### What you are asked to do
Using the listing below, copy exactly the lines from the one containing "Clone this screenshot" to the one containing "import React from", both lines included, and no others.
Start Material for this exercise
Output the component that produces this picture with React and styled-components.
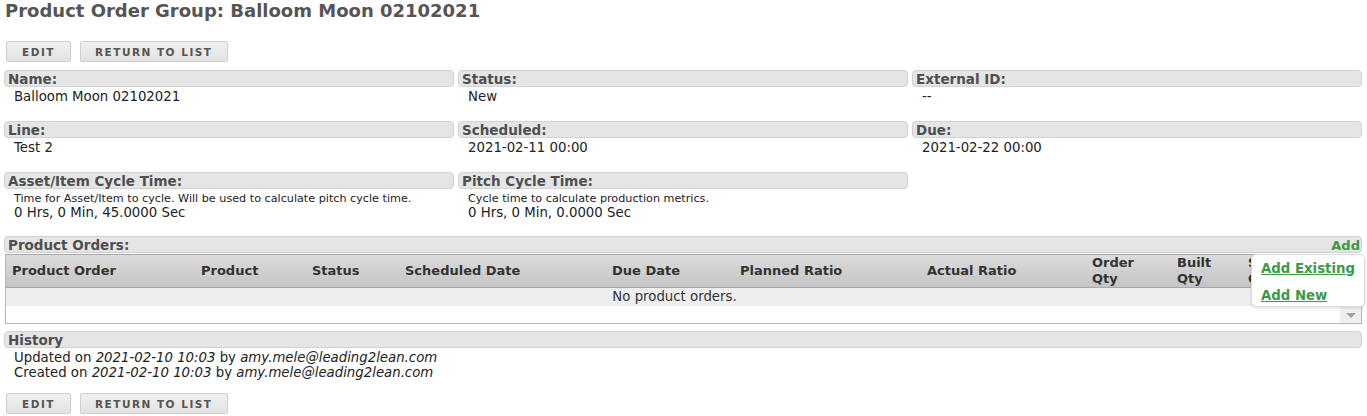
End Material for this exercise
Start Material for this exercise
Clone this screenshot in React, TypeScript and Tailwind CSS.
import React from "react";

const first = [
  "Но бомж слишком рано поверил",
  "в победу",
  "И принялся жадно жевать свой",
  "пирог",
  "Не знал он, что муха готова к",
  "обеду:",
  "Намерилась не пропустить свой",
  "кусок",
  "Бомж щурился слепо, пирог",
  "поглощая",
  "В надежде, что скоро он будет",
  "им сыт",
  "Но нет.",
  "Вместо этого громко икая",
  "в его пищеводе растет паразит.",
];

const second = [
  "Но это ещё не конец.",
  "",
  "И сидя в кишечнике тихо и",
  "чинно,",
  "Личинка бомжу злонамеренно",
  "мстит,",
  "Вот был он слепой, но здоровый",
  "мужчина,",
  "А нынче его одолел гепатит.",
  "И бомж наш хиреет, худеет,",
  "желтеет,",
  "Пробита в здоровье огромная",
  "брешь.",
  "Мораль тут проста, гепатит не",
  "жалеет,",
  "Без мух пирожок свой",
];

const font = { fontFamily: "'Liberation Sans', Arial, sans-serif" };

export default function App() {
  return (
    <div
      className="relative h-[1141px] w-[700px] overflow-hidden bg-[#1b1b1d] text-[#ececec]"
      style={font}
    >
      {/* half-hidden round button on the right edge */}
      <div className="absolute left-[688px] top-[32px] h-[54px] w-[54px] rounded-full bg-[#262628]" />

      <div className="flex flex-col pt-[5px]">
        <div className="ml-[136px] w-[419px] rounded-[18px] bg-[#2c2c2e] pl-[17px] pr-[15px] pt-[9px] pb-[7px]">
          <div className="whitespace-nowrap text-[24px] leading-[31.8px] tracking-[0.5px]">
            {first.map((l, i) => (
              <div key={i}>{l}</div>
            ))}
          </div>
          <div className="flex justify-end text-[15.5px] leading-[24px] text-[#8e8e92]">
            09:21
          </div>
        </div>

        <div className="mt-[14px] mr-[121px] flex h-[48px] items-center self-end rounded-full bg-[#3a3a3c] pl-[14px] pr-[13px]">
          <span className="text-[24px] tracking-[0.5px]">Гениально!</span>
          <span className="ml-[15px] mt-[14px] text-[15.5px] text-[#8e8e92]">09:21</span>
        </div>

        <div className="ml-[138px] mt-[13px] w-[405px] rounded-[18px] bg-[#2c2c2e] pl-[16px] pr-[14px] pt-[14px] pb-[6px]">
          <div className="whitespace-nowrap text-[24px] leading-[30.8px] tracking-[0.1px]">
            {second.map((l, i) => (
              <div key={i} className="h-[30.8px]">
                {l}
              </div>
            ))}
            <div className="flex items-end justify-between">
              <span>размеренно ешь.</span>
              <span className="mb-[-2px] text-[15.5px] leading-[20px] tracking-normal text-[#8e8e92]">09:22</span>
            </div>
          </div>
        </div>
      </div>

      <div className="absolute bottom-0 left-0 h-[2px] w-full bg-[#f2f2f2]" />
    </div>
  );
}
End Material for this exercise
### Result of this task
Clone this screenshot in React, TypeScript and Tailwind CSS.
import React from "react";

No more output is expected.